Simplest possible, least invasive, most secure thing I can think of: QR code on the router with the CA cert of the router. Open cert manager app on laptop/phone, scan QR code, import CA cert. Comms are now secure (assuming nobody replaced the sticker).

The crazy thing? There is already two WiFi QR code standards, but they do not include the CA cert. There's a "Wi-Fi Easy Connect" standard that is intended to secure the network for an enterprise, and there's a random Java QR code library that made their own standard for just encoding an access point and WPA shared key (and Android and iOS both adopted it, so now it's a de-facto standard).

End-user security wasn't a consideration for either of them. With the former they only cared about protecting the enterprise network, and with the latter they just wanted to make it easier to get onto a non-Enterprise network. The user still has to fend for themselves once they're on the network.

varjag 2 days ago | parent | next [-]

This is a terrible solution. Now you require an Internet connection and a (non-abandoned) third party service to configure a LAN device. Not to mention countless industrial devices where operators would typically have no chance to see QR code.

0xbadcafebee 2 days ago | parent [-]

The solution I just mentioned specifically avoids an internet connection or third parties. It's a self-signed cert you add to your computer's CA registry. 100% offline and independent of anything but your own computer and the router. The QR code doesn't require an internet connection. And the first standard I mentioned was designed for industrial devices.

xorcist 2 days ago | parent [-]

Not only would that set a questionable precedent if users learn to casually add new trust roots, it would also need support for new certificate extensions to limit validity to that device only. It's far from obvious that would be a net gain for Internet security in general.

It might be easier to extend the URL format with support for certificate fingerprints. It would only require support in web browsers, which are updated much faster than operating systems. It could also be made in a backwards compatible way, for example by extending the username syntax.
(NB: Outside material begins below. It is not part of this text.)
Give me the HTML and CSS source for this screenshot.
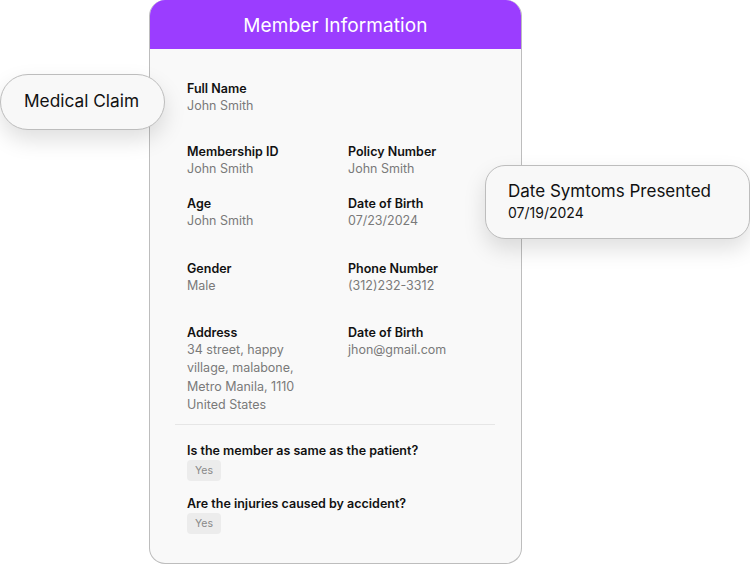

That way old browsers would continue to show the warning and new browsers would accept the self signed URL format in a secure way.

lazide 3 days ago | parent | prev | next [-]

Have you seen the state of typical consumer router firmwares? Security hasn’t been a serious concern for a decade plus.

They only stopped using global default passwords because people were being visibly compromised on the scale of millions at a time.

cpach 2 days ago | parent [-]

Good point. There are exceptions though. Eero, for example.

dcow 2 days ago | parent | prev | next [-]

Your router should use acme with a your-slug.network.home (a communal one would be nice, but more realistically some vendor specific domain suffix that you could cname) domain name and then you should access it via that, locally. your router should run ideally splitbrain dns for your network. if you want you can check a box and make everything available globally via dns-sd.

abtinf 2 days ago | parent | prev [-]

Wouldn't that allow the router to MITM all encrypted data that goes through it?

0xbadcafebee a day ago | parent [-]

If it were a CA cert yes. It could instead be a self-signed server (non-CA) cert, that couldn't be used for requests to anything else.